Some questions came up: How long do you chill the dough? How thin is "thinly"? How long is "until done"? How many fibers are intertwined in a shredded wheat biscuit?

And, what about icing?

At this point I remember being in Michael's two days ago and wondering why on earth I may have needed meringue powder, and since I couldn't think of a reason, I didn't pick any up. Insert light bulb and facepalm here, in that order. Bad Martha. No perfect cookie. At least I'd picked up some of that crunchy sugar.

So, I whip up the dough and a powdered sugar glaze while Starboy is napping (very small time window here), and throw the mixing bowl into the freezer.

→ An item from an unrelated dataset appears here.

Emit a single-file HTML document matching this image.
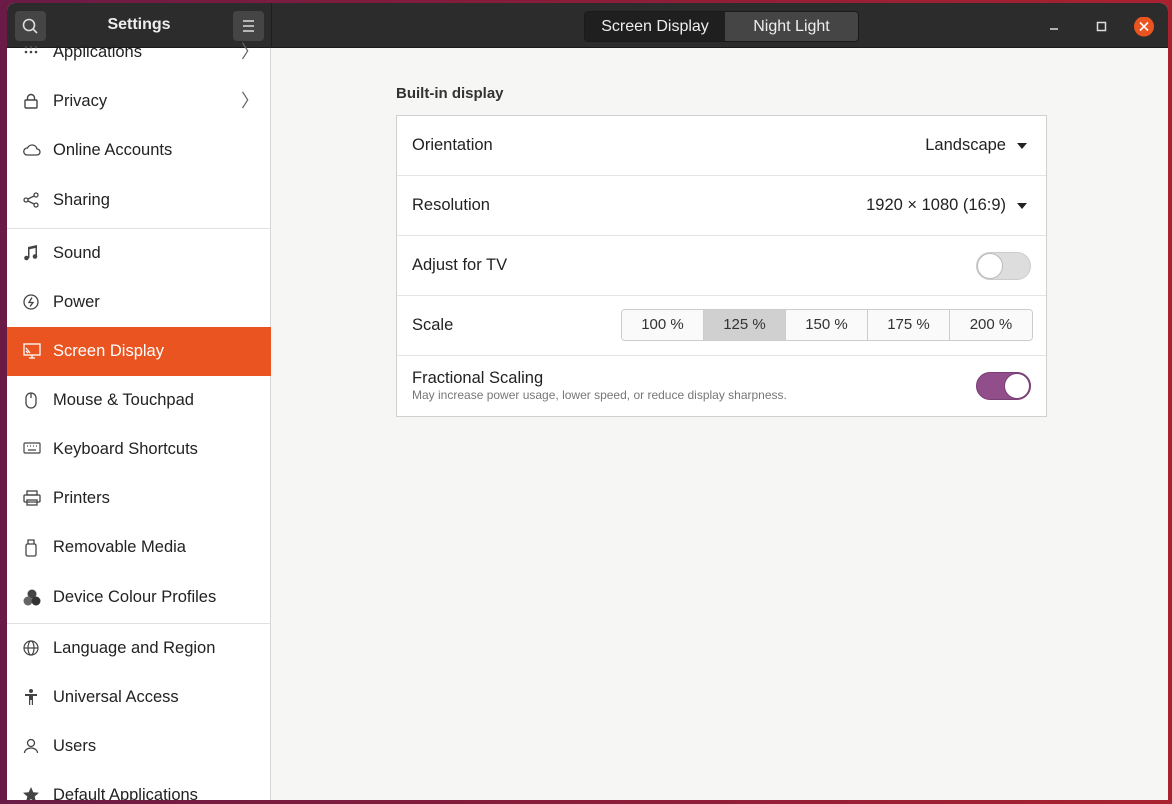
<!DOCTYPE html>
<html><head><style>
*{margin:0;padding:0;box-sizing:border-box}
body{width:1172px;height:804px;overflow:hidden;background:linear-gradient(90deg,#6a1b45,#8a1d3a 50%,#a8222f);font-family:"Liberation Sans",sans-serif;position:relative}
.win{position:absolute;left:7px;top:3px;width:1161px;height:797px;background:#f6f6f5;border-radius:8px 8px 0 0;overflow:hidden}
.hdr{position:absolute;left:0;top:0;width:100%;height:45px;background:#2c2c2c;border-bottom:1px solid #1a1a1a}
.hdr .sep{position:absolute;left:264px;top:0;width:1px;height:45px;background:#1e1e1e}
.btn{position:absolute;top:8px;width:31px;height:30px;background:#454545;border-radius:4px}
.title{position:absolute;left:0;width:264px;top:13px;text-align:center;color:#eee;font-weight:bold;font-size:16px}
.tabs{position:absolute;left:577px;top:8px;height:31px;display:flex;border:1px solid #1a1a1a;border-radius:4px;overflow:hidden}
.tabs div{color:#eee;font-size:16px;line-height:29px;text-align:center}
.side{position:absolute;left:0;top:45px;width:264px;height:752px;background:#fff;border-right:1px solid #d6d6d6}
.it{position:absolute;left:0;width:264px;height:49px;font-size:16.5px;color:#222;line-height:49px;padding-left:46px}
.it svg{position:absolute;left:16px;top:16px}
.it.sel{background:#e95420;color:#fff}
.hr{position:absolute;left:0;width:264px;height:1px;background:#e0e0e0}
.chev{position:absolute;right:12px;top:0;color:#666;font-size:18px}
.h{position:absolute;left:389px;top:82px;font-weight:bold;font-size:15px;color:#333}
.box{position:absolute;left:389px;top:112px;width:651px;height:302px;background:#fff;border:1px solid #d0d0d0}
.row{position:absolute;left:0;width:649px;height:60px;border-bottom:1px solid #e4e4e4;font-size:16.5px;color:#222}
.row .l{position:absolute;left:15px;top:20px}
.row .r{position:absolute;right:40px;top:20px}
.tri{position:absolute;right:19px;top:27px;width:0;height:0;border-left:5px solid transparent;border-right:5px solid transparent;border-top:6px solid #222}
.sw{position:absolute;right:15px;top:16px;width:55px;height:28px;border-radius:14px;background:#ddd;border:1px solid #ccc}
.sw i{position:absolute;top:0;width:26px;height:26px;border-radius:13px;background:#fff;border:1px solid #bbb}
.seg{position:absolute;left:224px;top:13px;display:flex;border:1px solid #ccc;border-radius:4px;overflow:hidden}
.seg div{width:82px;height:30px;line-height:30px;text-align:center;font-size:15px;color:#333;border-right:1px solid #ccc;background:#fafafa}
.seg div:last-child{border-right:0}
</style></head><body>
<div class="win">
<div class="hdr">
<div class="btn" style="left:8px"><svg width="31" height="30"><circle cx="14" cy="14" r="5.5" fill="none" stroke="#ddd" stroke-width="1.6"/><line x1="18" y1="18" x2="22" y2="22" stroke="#ddd" stroke-width="1.6"/></svg></div>
<div class="title">Settings</div>
<div class="btn" style="left:226px"><svg width="31" height="30"><path d="M10 10h11M10 15h11M10 20h11" stroke="#ddd" stroke-width="1.4"/></svg></div>
<div class="sep"></div>
<div class="tabs"><div style="background:#1f1f1f;width:140px">Screen Display</div><div style="background:#454545;width:133px">Night Light</div></div>
<svg style="position:absolute;left:1040px;top:14px" width="110" height="20"><path d="M3 12h8" stroke="#ddd" stroke-width="1.5"/><rect x="50.5" y="5.5" width="8" height="8" fill="none" stroke="#ddd" stroke-width="1.5"/><circle cx="97" cy="9.5" r="10" fill="#e95420"/><path d="M93 5.5l8 8M101 5.5l-8 8" stroke="#fff" stroke-width="1.6"/></svg>
</div>
<div class="side">
<div class="it" style="top:-20px"><svg width="16" height="16" fill="#444"><circle cx="3" cy="3" r="1.3"/><circle cx="8" cy="3" r="1.3"/><circle cx="13" cy="3" r="1.3"/><circle cx="3" cy="8" r="1.3"/><circle cx="8" cy="8" r="1.3"/><circle cx="13" cy="8" r="1.3"/></svg>Applications<span class="chev">〉</span></div>
<div class="it" style="top:29px"><svg width="16" height="16" fill="none" stroke="#444" stroke-width="1.4"><rect x="2" y="7" width="12" height="8" rx="1"/><path d="M4.5 7V5a3.5 3.5 0 0 1 7 0v2"/></svg>Privacy<span class="chev">〉</span></div>
<div class="it" style="top:78px"><svg width="18" height="16" fill="none" stroke="#444" stroke-width="1.3"><path d="M4 13h10a3 3 0 0 0 0-6 5 5 0 0 0-9.5-1A3.5 3.5 0 0 0 4 13z"/></svg>Online Accounts</div>
<div class="it" style="top:128px"><svg width="16" height="16" fill="none" stroke="#444" stroke-width="1.3"><circle cx="3" cy="8" r="2"/><circle cx="13" cy="3" r="2"/><circle cx="13" cy="13" r="2"/><path d="M5 7l6-3M5 9l6 3"/></svg>Sharing</div>
<div class="hr" style="top:180px"></div>
<div class="it" style="top:181px"><svg width="16" height="16" fill="#444"><path d="M5 2l9-2v11h-1.5V3L6.5 4.3V13H5z"/><circle cx="3.5" cy="13" r="2.3"/><circle cx="12" cy="11.5" r="2.3"/></svg>Sound</div>
<div class="it" style="top:230px"><svg width="16" height="16" fill="none" stroke="#444" stroke-width="1.3"><circle cx="8" cy="8" r="7"/><path d="M9 3.5L6 8.5h4L7 12.5" /></svg>Power</div>
<div class="it sel" style="top:279px"><svg width="18" height="16" fill="none" stroke="#fff" stroke-width="1.3"><rect x="1" y="1" width="16" height="11"/><path d="M6 15h6M9 12v3M3 5l4 5M3 8l2 2"/></svg>Screen Display</div>
<div class="it" style="top:328px"><svg width="16" height="18" fill="none" stroke="#444" stroke-width="1.3"><rect x="3" y="1" width="10" height="15" rx="5"/><path d="M8 1v5"/></svg>Mouse &amp; Touchpad</div>
<div class="it" style="top:377px"><svg width="18" height="14" fill="none" stroke="#444" stroke-width="1.2"><rect x="1" y="2" width="16" height="10" rx="1"/><path d="M4 5h1M7 5h1M10 5h1M13 5h1M5 9h8"/></svg>Keyboard Shortcuts</div>
<div class="it" style="top:426px"><svg width="18" height="16" fill="none" stroke="#444" stroke-width="1.3"><rect x="1" y="5" width="16" height="7" rx="1"/><rect x="4" y="1" width="10" height="4"/><rect x="4" y="10" width="10" height="5"/></svg>Printers</div>
<div class="it" style="top:475px"><svg width="16" height="18" fill="none" stroke="#444" stroke-width="1.3"><rect x="3" y="5" width="10" height="12" rx="1.5"/><path d="M5 5V1h6v4"/></svg>Removable Media</div>
<div class="it" style="top:525px"><svg width="18" height="18" fill="#444"><circle cx="9" cy="5" r="4.5" fill="#444"/><circle cx="5" cy="12" r="4.5" fill="#666"/><circle cx="13" cy="12" r="4.5" fill="#333"/></svg>Device Colour Profiles</div>
<div class="hr" style="top:575px"></div>
<div class="it" style="top:576px"><svg width="16" height="16" fill="none" stroke="#444" stroke-width="1.2"><circle cx="8" cy="8" r="7"/><ellipse cx="8" cy="8" rx="3" ry="7"/><path d="M1 8h14"/></svg>Language and Region</div>
<div class="it" style="top:625px"><svg width="16" height="16" fill="#444"><circle cx="8" cy="2" r="2"/><path d="M2 5h12v2H10v9H8.8v-5h-1.6v5H6V7H2z"/></svg>Universal Access</div>
<div class="it" style="top:674px"><svg width="16" height="16" fill="none" stroke="#444" stroke-width="1.3"><circle cx="8" cy="5" r="3.5"/><path d="M1.5 15a6.5 5 0 0 1 13 0"/></svg>Users</div>
<div class="it" style="top:723px"><svg width="16" height="16" fill="#444"><path d="M8 0l2.3 5.2 5.7.5-4.3 3.8 1.3 5.6L8 12.1 3 15.1l1.3-5.6L0 5.7l5.7-.5z"/></svg>Default Applications</div>
</div>
<div class="h">Built-in display</div>
<div class="box">
<div class="row" style="top:0"><span class="l">Orientation</span><span class="r">Landscape</span><i class="tri"></i></div>
<div class="row" style="top:60px"><span class="l">Resolution</span><span class="r">1920 × 1080 (16:9)</span><i class="tri"></i></div>
<div class="row" style="top:120px"><span class="l">Adjust for TV</span><div class="sw"><i style="left:0"></i></div></div>
<div class="row" style="top:180px"><span class="l">Scale</span><div class="seg"><div>100 %</div><div style="background:#d0d0d0">125 %</div><div>150 %</div><div>175 %</div><div>200 %</div></div></div>
<div class="row" style="top:240px;border-bottom:0"><span class="l" style="top:13px">Fractional Scaling</span><span style="position:absolute;left:15px;top:32px;font-size:12px;color:#777">May increase power usage, lower speed, or reduce display sharpness.</span><div class="sw" style="background:#924d8b;border-color:#7a3f74"><i style="left:27px;border-color:#7a3f74"></i></div></div>
</div>
</div>
</body></html>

The experience is slightly disastrous. The dough is too warm, and is sticking to everything. It won't roll. If it rolls you can't get the cut cookie up. It's all gummy. Starboy really wants to help sprinkle the flour on everything, so he dumps the rest of the jar out onto the counter (luckily there was only about 3/4 cup in there, but sheesh).

I get a few mutant snowflakes onto the baking sheet with my ill-fitting Silpat (really Williams-Sonoma, you can't sell a Silpat to fit the jellyroll pans you sell?!). They are obviously too thick. They get puffy when they bake.


Starboy loses interest and turns the cookie cutter into a train, complete with high-pitched "whoo whoo" sounds. The only truly bright step I've taken in this whole process was to wait to wash the already filthy floor later on.


Then I discover that the glaze hardens so quickly that the crunchy sparkle sugar won't stick to it. You have to put the sugar on immediately after the frosting.


At this point I give up, roll the rest of the dough into logs, cut off slices and roll them into balls to pat flat. I'd planned to make some small fairy cookies along the way any how, so that's worth a shot.

This entire tray got blackened in the oven when I forgot them as we delivered cookies to the neighbors. Poor Starboy asked: "Was that because I pressed them too thin on the edges?" I guess I over-coached him on that. I explained that no cookie is going to live to tell about a 30-40 minute baking time.

And it turns out the recipe makes about a jillion cookies. In the end I decide, screw the snowflakes, we'll have snowball cookies.

And then my Ziploc faux pastry bag explodes.

I decide to put at least three trays of baked cookies into the freezer to decorate later.

At least a few of them turned out pretty! And tasty, too. I decided I like the crunch of the sparkling sugar, and it goes well with the icing. So that's something like three or four layers of different sugars. Got milk?

We delivered some to new and old neighbors. Well. One family didn't get theirs. We ate them.